Bos Pengusaha Ungkap Fakta Ngeri Kasus PHK di RI, Ada Ancaman Ini
Jakarta, CNBC Indonesia - Ketua Umum Asosiasi Pengusaha Indonesia (Apindo), Shinta Widjaja Kamdani mengungkapkan, badai pemutusan hubungan kerja (PHK) belum berakhir. Bahkan, menurut survei internal Apindo, lebih dari setengah perusahaan yang ada di Indonesia sudah memangkas tenaga kerja dan masih berencana melanjutkannya.
"Dalam survei Apindo yang baru saja kami lakukan, lebih dari 50% responden menyatakan telah mengurangi tenaga kerja, dan masih akan terus melakukan hal ini," kata Shinta dalam acara Dewas Menyapa Indonesia di Jakarta, Senin (28/7/2025).
Ia menjelaskan, dunia usaha tengah menghadapi tekanan besar, baik dari dalam maupun luar negeri. Struktur industri manufaktur nasional dinilai masih bermasalah, terutama di aspek logistik dan rantai pasok.
"Struktur industri manufaktur masih mengalami masalah mendasar di sisi efisiensi logistik dan rantai pasok," ungkapnya.
Di saat yang sama, ketidakpastian ekonomi global dan kondisi geopolitik yang terus memburuk membuat para pelaku usaha semakin berhati-hati dalam mengambil keputusan.
"Situasi ekonomi global yang terus berubah, kondisi geopolitik yang semakin tinggi, proyeksi pertumbuhan yang terus menurun, ini membuat banyak perusahaan tidak memiliki cukup informasi untuk mengambil keputusan," ujar dia.
Akibatnya, banyak perusahaan memilih menahan ekspansi, memperlambat proses rekrutmen, dan fokus pada efisiensi dibanding mengambil risiko baru. Hal ini berujung pada pengurangan tenaga kerja dan lesunya penciptaan lapangan kerja baru.
"Yang paling mengkhawatirkan bukan hanya angka PHK, melainkan apa yang terjadi sesudahnya, yaitu tidak cukup banyak lapangan pekerja baru yang tercipta. Ini adalah tantangan terbesar," tegas Shinta.
Dari sisi produktivitas, Indonesia pun masih tertinggal di antara negara-negara ASEAN. "Produktivitas Indonesia hanya US$ 23,57 ribu per tenaga kerja, dibandingkan dari rata-rata ASEAN yang sudah US$ 24,27 ribu per tenaga kerja," ungkapnya.
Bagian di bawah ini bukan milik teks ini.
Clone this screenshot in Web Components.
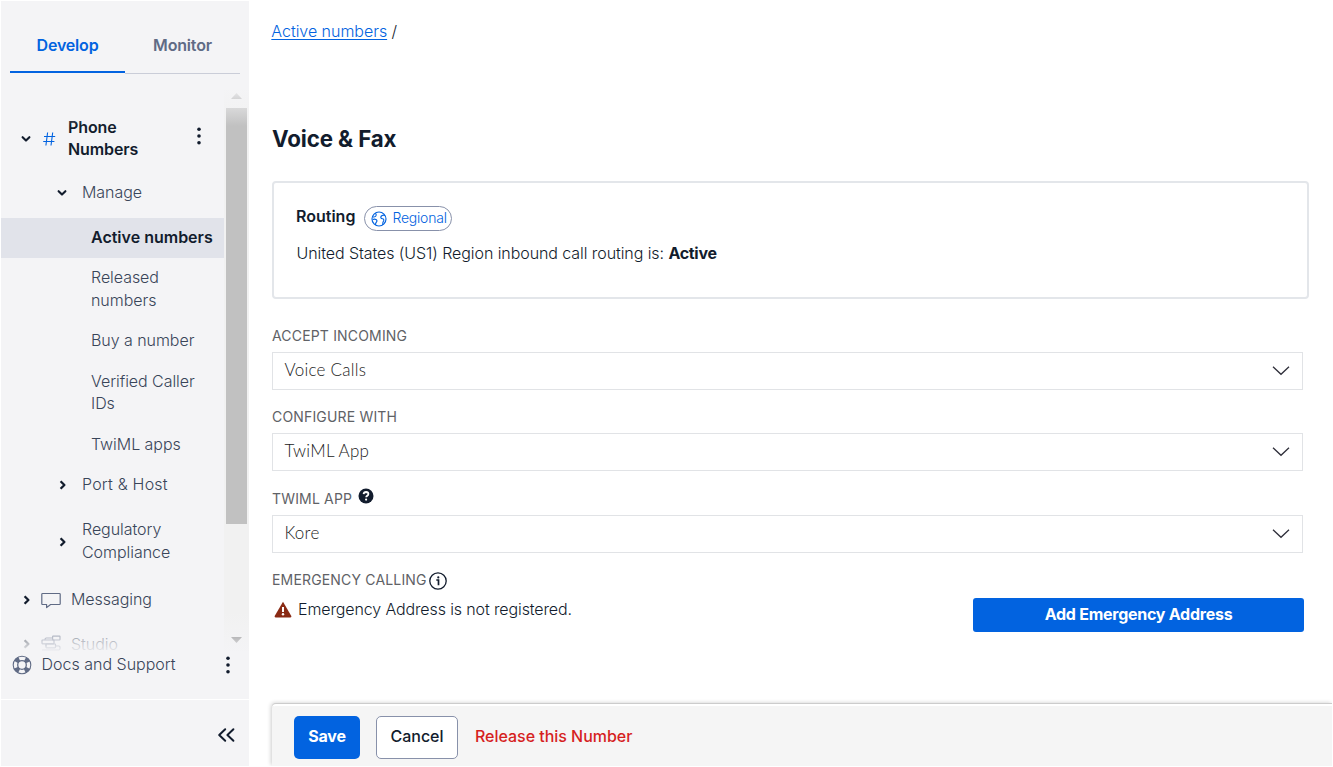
<!DOCTYPE html>
<html lang="en">
<head>
<meta charset="utf-8">
<title>Voice &amp; Fax</title>
<style>
html,body{margin:0;height:100%;overflow:hidden;background:#fff}
body{font-family:Inter,"Liberation Sans",sans-serif;font-size:16px;line-height:22.5px;color:#121c2d}
</style>
</head>
<body>
<console-app></console-app>
<script>
const define = (name, html, setup) => {
  const tpl = document.createElement('template');
  tpl.innerHTML = html;
  customElements.define(name, class extends HTMLElement {
    connectedCallback() {
      if (this.shadowRoot) return;
      this.attachShadow({mode: 'open'}).append(tpl.content.cloneNode(true));
      if (setup) setup(this, this.shadowRoot);
    }
  });
};

const ICONS = {
  down: [12, 12, '<path d="M2.6 4.2 6 7.6 9.4 4.2" fill="none" stroke="#121c2d" stroke-width="2.1" stroke-linecap="round" stroke-linejoin="round"/>'],
  right: [12, 12, '<path d="M4.6 2.2 8.4 6 4.6 9.8" fill="none" stroke="#121c2d" stroke-width="2.3" stroke-linejoin="round"/>'],
  hash: [14, 16, '<path d="M5.600 1.500 3.900 14.500M10.700 1.500 9 14.500M2 5.500h11.200M1.200 10.500h11.200" fill="none" stroke="#0263e0" stroke-width="1.1"/>'],
  dots: [6, 20, '<g fill="#121c2d"><circle cx="3" cy="3.2" r="1.8"/><circle cx="3" cy="10" r="1.8"/><circle cx="3" cy="16.8" r="1.8"/></g>'],
  chat: [20, 17, '<path d="M1.6 1.5h16.8q.8 0 .8.8v9.4q0 .8-.8.8H9.6L5.6 15.6V12.5H1.6q-.8 0-.8-.8V2.3q0-.8.8-.8Z" fill="none" stroke="#606b85" stroke-width="1.2" stroke-linejoin="round"/>'],
  studio: [20, 18, '<g fill="none" stroke="#606b85" stroke-width="1.2"><rect x="11.6" y="1.2" width="7.4" height="3.8" rx=".5"/><path d="M11.6 3H5.4Q4 3 4 4.4v.4"/><rect x="1" y="5" width="12" height="3.8" rx=".5"/><path d="M5 9v2.4"/><rect x="5" y="9" width="9.5" height="3.8" rx=".5"/><path d="M14.5 11h3.3q1.2 0 1.2 1.2v1.6q0 1.2-1.2 1.2H1"/></g>'],
  buoy: [20, 20, '<g fill="none" stroke="#606b85"><circle cx="10" cy="10" r="6.6" stroke-width="5" stroke-dasharray="4.4 5.967" stroke-dashoffset="-2.98"/><circle cx="10" cy="10" r="8.8" stroke-width="1.1"/><circle cx="10" cy="10" r="4.3" stroke-width="1.3"/></g>'],
  collapse: [18, 16, '<path d="M8.2 2.3 2.200 8l6 5.700M16.4 2.300 10.400 8l6 5.700" fill="none" stroke="#121c2d" stroke-width="2" stroke-linecap="round" stroke-linejoin="round"/>'],
  globe: [16, 16, '<g fill="none" stroke="#0263e0" stroke-width="1.15" stroke-linejoin="round"><circle cx="8" cy="8" r="7"/><path d="M1.500 5.800Q4.200 6.400 5 4.800 5.600 3.200 4.400 2.200M1.800 8.500Q3.500 7.600 5 8.500 6.600 9.600 5.500 11 4.300 12 4.600 14M14 4.600Q12.800 3.600 11.300 4.400 9.500 5.200 9.800 6.600 10.200 7.800 11.600 7.700 13 7.800 12.700 9.700 11.600 11 11.700 13.900"/></g>'],
  chevron: [18, 12, '<path d="M1 1.8 9 9.3l8-7.5" fill="none" stroke="#2f2f3a" stroke-width="1.3"/>'],
  help: [16, 16, '<circle cx="8" cy="8" r="7.5" fill="#121c2d"/><path d="M5.6 6.2Q5.8 4 8.1 4q2.3.1 2.3 2 0 1.2-1.3 1.9-.9.5-.9 1.3" fill="none" stroke="#fff" stroke-width="1.8"/><circle cx="8.1" cy="11.6" r="1.1" fill="#fff"/>'],
  info: [18, 18, '<circle cx="9" cy="9" r="8.2" fill="none" stroke="#121c2d" stroke-width="1.3"/><path d="M7.300 8h2.200v5.200" fill="none" stroke="#121c2d" stroke-width="1.7"/><circle cx="9.300" cy="5.400" r="1.1" fill="#121c2d"/>'],
  warn: [18, 17, '<path d="M9 .8 17.3 15q.5 1.4-.9 1.6H1.6Q.2 16.400.7 15Z" fill="#8a2a14"/><path d="M9 6v5" stroke="#fff" stroke-width="2"/><circle cx="9" cy="13.300" r="1.2" fill="#fff"/>'],
  up: [11, 6, '<path d="M0 6 5.500 0 11 6Z" fill="#8c8c8c"/>'],
  dn: [11, 6, '<path d="M0 0h11L5.500 6Z" fill="#606060"/>']
};
define('ui-icon', '<style>:host{display:block;flex:none}svg{display:block}</style><span></span>', (el, root) => {
  const [w, h, body] = ICONS[el.getAttribute('name')];
  root.querySelector('span').innerHTML = `<svg width="${w}" height="${h}" viewBox="0 0 ${w} ${h}">${body}</svg>`;
});

define('nav-tab', `<style>
:host{flex:1;display:flex;justify-content:center;box-sizing:border-box;height:73px;padding-top:33px;font-weight:600;letter-spacing:-.17px;color:#606b85;border-bottom:1px solid #cacdd8}
:host([active]){height:72px;color:#0263e0;border-bottom:2px solid #0263e0}
</style><slot></slot>`);

define('nav-row', `<style>
:host{display:flex;align-items:center;box-sizing:border-box;height:40.500px;padding-left:90px;padding-bottom:1px;color:#394559;font-weight:350;letter-spacing:-.05px;white-space:nowrap}
:host([tall]){height:62.900px}
:host([selected]){height:40px;background:#e1e3ea;color:#121c2d;font-weight:600;letter-spacing:0}
:host([level="2"]){padding-left:81px}
:host([level="1"]){padding-left:70px}
:host([strong]){color:#121c2d;font-weight:600;letter-spacing:-.1px;line-height:22px}
.lead{display:flex;align-items:center;gap:9px;height:100%}
:host([level="2"]) .lead{width:26px;margin-left:-26px}
:host([level="1"]) .lead{width:51px;margin-left:-51px}
.label{flex:1}
</style><div class="lead"><slot name="lead"></slot></div><div class="label"><slot></slot></div><slot name="end"></slot>`);

define('scroll-rail', `<style>
:host{display:grid;grid-template-rows:19px 416px 1fr 18px;justify-items:center;background:#f1f1f1;width:25px;height:562px}
ui-icon{align-self:start;padding-top:4px}
.thumb{width:21px;height:416px;background:#c1c1c1}
</style><ui-icon name="up"></ui-icon><div class="thumb"></div><div></div><ui-icon name="dn"></ui-icon>`);

define('side-nav', `<style>
:host{display:flex;flex-direction:column;width:248px;height:765px;margin:1px 0 0 1px;background:#f4f4f6}
.tabs{display:flex;margin:0 9px;height:73px}
.scroll{position:relative;display:grid;grid-template-columns:223px 25px;height:578px;overflow:hidden}
.list{padding-top:31px}
scroll-rail{margin-top:15px}
.scroll::before,.scroll::after{content:"";position:absolute;left:0;right:0;z-index:1}
.scroll::before{top:0;height:52px;background:linear-gradient(#f4f4f6 25%,#f4f4f600)}
.scroll::after{bottom:0;height:40px;background:linear-gradient(#f4f4f600,#f4f4f6f2)}
.docs{display:flex;align-items:center;box-sizing:border-box;height:47px;padding:0 18px 22px 11px;color:#394559;font-weight:350;letter-spacing:0}
.docs span{flex:1;padding:0 0 1px 9.500px}
.foot{flex:1;border-top:1px solid #fff;display:flex;justify-content:flex-end;align-items:flex-start;padding:27px 14px 0 0}
</style>
<div class="tabs"><nav-tab active>Develop</nav-tab><nav-tab>Monitor</nav-tab></div>
<div class="scroll"><div class="list">
<nav-row level="1" strong style="height:67px;padding-left:67px"><ui-icon slot="lead" name="down" style="margin:2px 0 0 3px"></ui-icon><ui-icon slot="lead" name="hash" style="margin:1px 0 0 1px"></ui-icon>Phone<br>Numbers<ui-icon slot="end" name="dots" style="margin:0 22px 5px 0"></ui-icon></nav-row>
<nav-row level="2" style="height:46px;padding-bottom:5px"><ui-icon slot="lead" name="down" style="margin-top:1px"></ui-icon>Manage</nav-row>
<nav-row selected>Active numbers</nav-row>
<nav-row tall>Released<br>numbers</nav-row>
<nav-row>Buy a number</nav-row>
<nav-row tall>Verified Caller<br>IDs</nav-row>
<nav-row>TwiML apps</nav-row>
<nav-row level="2" style="height:40px;letter-spacing:.2px"><ui-icon slot="lead" name="right" style="margin-top:2px"></ui-icon>Port &amp; Host</nav-row>
<nav-row level="2" style="height:72.500px"><ui-icon slot="lead" name="right" style="margin-top:3px"></ui-icon>Regulatory<br>Compliance</nav-row>
<nav-row level="1" style="height:45px"><ui-icon slot="lead" name="right" style="margin-top:1px"></ui-icon><ui-icon slot="lead" name="chat" style="margin-top:3px"></ui-icon>Messaging</nav-row>
<nav-row level="1" style="height:29px;padding-top:15px;padding-bottom:0;line-height:14px"><ui-icon slot="lead" name="right"></ui-icon><ui-icon slot="lead" name="studio"></ui-icon>Studio</nav-row>
</div><scroll-rail></scroll-rail></div>
<div class="docs"><ui-icon name="buoy"></ui-icon><span>Docs and Support</span><ui-icon name="dots"></ui-icon></div>
<div class="foot"><ui-icon name="collapse"></ui-icon></div>`);

define('routing-card', `<style>
:host{display:block;box-sizing:border-box;width:1037px;height:118px;border:2px solid #e3e6ea;border-radius:4px;padding:23px 22px}
.top{display:flex;align-items:flex-start;gap:9px;height:26px}
.top b{margin-top:-1px;font-weight:600}
.pill{display:flex;align-items:center;gap:5px;box-sizing:border-box;width:88px;height:25px;border:1px solid #8891aa;border-radius:13px;padding-left:6px;font-size:14px;font-weight:350;letter-spacing:-.2px;color:#0263e0}
.info{margin-top:10px;padding-left:.5px;font-weight:350;letter-spacing:-.075px}
.info b{font-weight:700;letter-spacing:-.3px}
</style><div class="top"><b>Routing</b><span class="pill"><ui-icon name="globe"></ui-icon><slot name="tag"></slot></span></div><div class="info"><slot></slot> <b><slot name="state"></slot></b></div>`);

define('form-label', `<style>
:host{display:flex;align-items:center;height:20px;line-height:20px;font-size:14px;letter-spacing:.17px;color:#606266}
</style><slot></slot>`);

define('select-box', `<style>
:host{display:flex;align-items:center;justify-content:space-between;box-sizing:border-box;width:1031px;height:38px;border:1px solid #e1e3e6;padding:0 12.500px 3px 11.500px;font:300 17px/22px Lato,sans-serif;letter-spacing:.25px;color:#222}
</style><slot></slot><ui-icon name="chevron" style="padding-top:3px"></ui-icon>`);

define('ui-button', `<style>
:host{display:flex;align-items:center;justify-content:center;box-sizing:border-box;height:43px;padding-bottom:2px;border-radius:5px;background:#0263e0;color:#fff;font-weight:700;letter-spacing:-.25px}
:host([plain]){background:#fff;border:1px solid #8891aa;color:#121c2d;font-weight:500;letter-spacing:0}
:host([link]){background:none;color:#d61f1f;font-weight:500;letter-spacing:-.03px}
</style><slot></slot>`);

define('action-bar', `<style>
:host{display:flex;box-sizing:border-box;width:1060px;height:62px;padding:10px 0 0 22px;background:linear-gradient(#666,#666) 87px -1px/3px 1px no-repeat border-box #f5f5f5;background-clip:padding-box;border-top:2px solid #fff;border-radius:4px 0 0 0;box-shadow:0 -1px 0 #ccc,-1px -1px 4px #0003;clip-path:inset(-8px 0 0 -8px)}
</style><slot></slot>`);

define('number-page', `<style>
:host{display:flex;flex-direction:column;width:1061px;height:766px;margin-left:23px;box-sizing:border-box}
.body{display:flex;flex-direction:column;height:704px;flex:none;box-sizing:border-box}
.crumb{margin-top:20px;height:23px;font-weight:350;letter-spacing:-.03px;margin-left:-.7px}
.crumb a{color:#0263e0;text-decoration:underline;text-underline-offset:2px;text-decoration-skip-ink:none}
h1{margin:82px 0 0;height:28px;font-size:22.300px;line-height:28px;font-weight:700;letter-spacing:-.1px}
routing-card{margin-top:28px}
form-label{margin-top:27px}
select-box{margin-top:6px}
select-box + form-label{margin-top:17px}
.em{display:flex;justify-content:space-between;width:1032px}
.msg{display:flex;gap:6px;padding:8px 0 0 2px;font-weight:350;letter-spacing:-.12px}
</style>
<div class="body">
<div class="crumb"><a>Active numbers</a> /</div>
<h1>Voice &amp; Fax</h1>
<routing-card>United States (US1) Region inbound call routing is:<span slot="tag">Regional</span><span slot="state">Active</span></routing-card>
<form-label>ACCEPT INCOMING</form-label><select-box>Voice Calls</select-box>
<form-label>CONFIGURE WITH</form-label><select-box>TwiML App</select-box>
<form-label style="margin-top:18px">TWIML APP<ui-icon name="help" style="margin:0 0 6px 5.500px"></ui-icon></form-label><select-box>Kore</select-box>
<form-label>EMERGENCY CALLING<ui-icon name="info" style="margin:2px 0 0 2px"></ui-icon></form-label>
<div class="em"><div class="msg"><ui-icon name="warn" style="padding-top:3px"></ui-icon>Emergency Address is not registered.</div><ui-button style="width:331px;height:34px;margin-top:8px;border-radius:3px;padding-bottom:1px">Add Emergency Address</ui-button></div>
</div>
<action-bar><ui-button style="width:66px">Save</ui-button><ui-button plain style="width:82px;margin-left:16px">Cancel</ui-button><ui-button link style="margin-left:17px">Release this Number</ui-button></action-bar>`);

define('console-app', `<style>:host{display:flex;width:1333px;height:767px;overflow:hidden}</style><side-nav></side-nav><number-page></number-page>`);
</script>
</body>
</html>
Salah satu penyebabnya adalah dominasi pekerja berkeahlian rendah, serta lambatnya adaptasi tenaga kerja terhadap otomatisasi dan digitalisasi industri.
"Transformasi industri saat ini bergerak ke arah otomatisasi dan digitalisasi, juga belum bisa diimbangi dengan peningkatan keterampilan tenaga kerja. Literasi digital, vocational upscaling, dan ekosistem pendidikan yang responsif terhadap industri harus menjadi agenda bersama," tutur Shinta.
Ia menekankan, tanpa peningkatan daya saing dan kesiapan tenaga kerja, Indonesia bisa tertinggal dari negara-negara lain di kawasan.
"Kita bukan satu-satunya negara di dunia, Bapak-Ibu. Oleh karena itu, kita harus melihat apa yang terjadi di sekeliling kita," ujarnya.
Menurutnya, persoalan PHK tidak cukup diselesaikan hanya dengan berdebat soal data. Yang lebih penting adalah solusi konkret yang bisa dikerjakan bersama.
"Kita bisa berdebat soal data dan angka PHK di lapangan, tapi pada akhirnya persoalan kita bukan sekadar mencocokkan angka. Yang jauh lebih penting adalah bagaimana, solusinya apa yang kita lakukan," tegas Shinta.
Apindo sendiri telah menggagas inisiatif Indonesia Incorporated untuk mengajak semua pihak bersinergi mencari solusi bersama. "Kita bisa bekerjasama untuk mencari solusi agar gelombang PHK tidak terus-terus meluas. Kita perlu bantuan dari para akademisi, para ekonom, seluruh masyarakat. Ini PR kita bersama," jelasnya.
Ia memastikan, Apindo tetap berkomitmen menjadi mitra pemerintah dan pekerja untuk menjaga stabilitas ekonomi dan ketenagakerjaan nasional. Namun ia juga menekankan bahwa kondisi saat ini tak bisa dihadapi dengan pola lama.
"Apindo menyadari bahwa tekanan ini tidak bisa dihadapi dengan pendekatan business as usual. Dibutuhkan langkah konkrit, kolaboratif, dan berorientasi pada kebaikan fundamental, baik dari sisi efisiensi biaya hingga kepastian perusahaan," pungkasnya.